Implementation of a self-consistent slab model of bilayer structure in the SasView suite

Slab models are simple and useful structural descriptions which have long been used to describe lyotropic lamellar phases, such as lipid bilayers. Typically, slab models assume a midline symmetry and break a bilayer structure into three pieces, a central solvent-free core and two symmetric outer layers composed of the soluble portion of the amphiphile and associated solvent. This breakdown matches reasonably well to the distribution of neutron scattering length density and therefore is a convenient and common approach for the treatment of small-angle scattering data. Here, an implementation of this model within the SasView software suite is reported.

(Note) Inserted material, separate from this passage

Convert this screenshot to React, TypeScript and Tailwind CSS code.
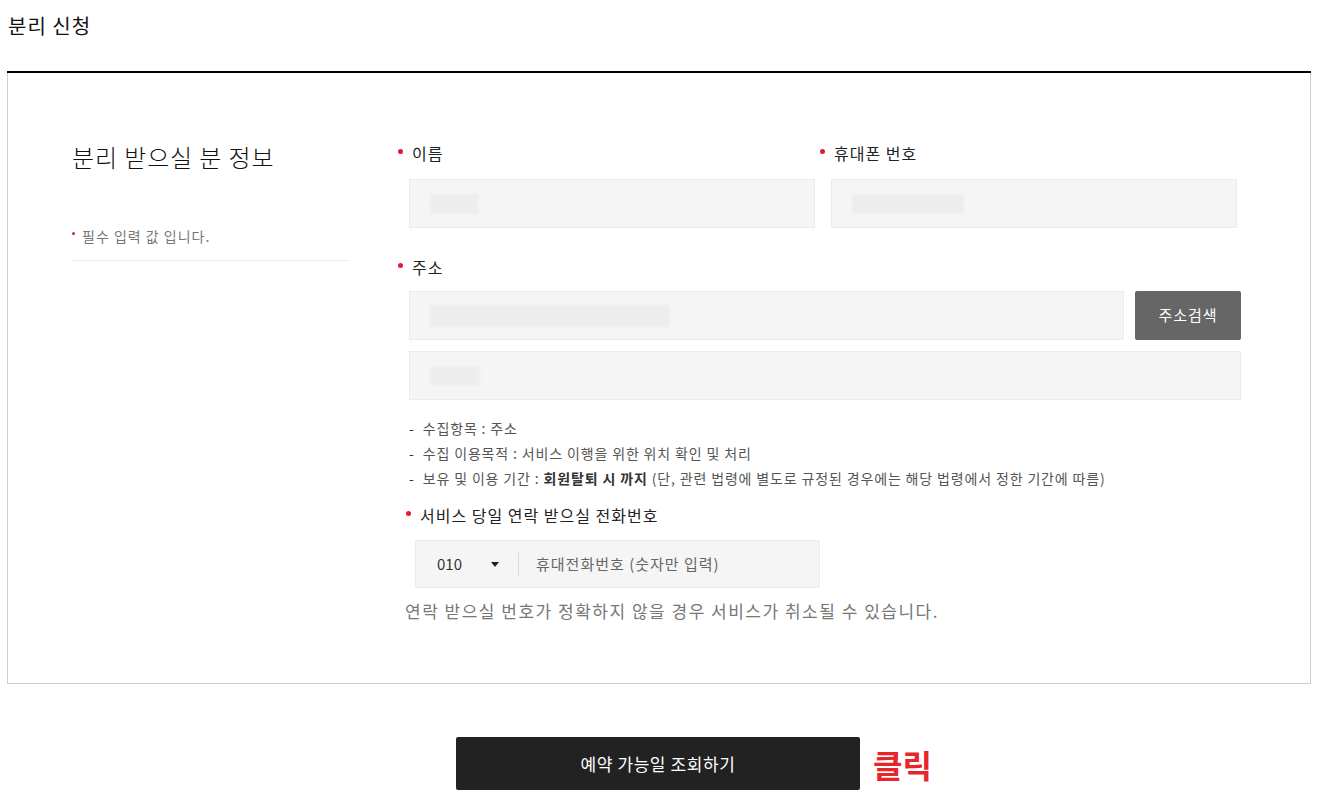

The implementation is intended to provide physical consistency through the area per amphiphile molecule and number of solvent molecules included within the solvent-exposed outer layer. The proper use of this model requires knowledge of (or good estimates for) the amphiphile and solvent molecule volume and atomic composition, ultimately providing a self-consistent data treatment with only two free parameters: the lateral area per amphiphile molecule and the number of solvent molecules included in the outer region per amphiphile molecule. The use of this code is demonstrated in the fitting of standard lipid bilayer data sets, obtaining structural parameters consistent with prior literature and illustrating the typical and ideal cases of fitting for neutron scattering data obtained using single or multiple contrast conditions. While demonstrated here for lipid bilayers, this model is intended for general application to block copolymers, surfactants, and other lyotropic lamellar phase structures for which a slab model is able to reasonably estimate the neutron scattering length density/electron-density profile of inner and outer layers of the lamellae.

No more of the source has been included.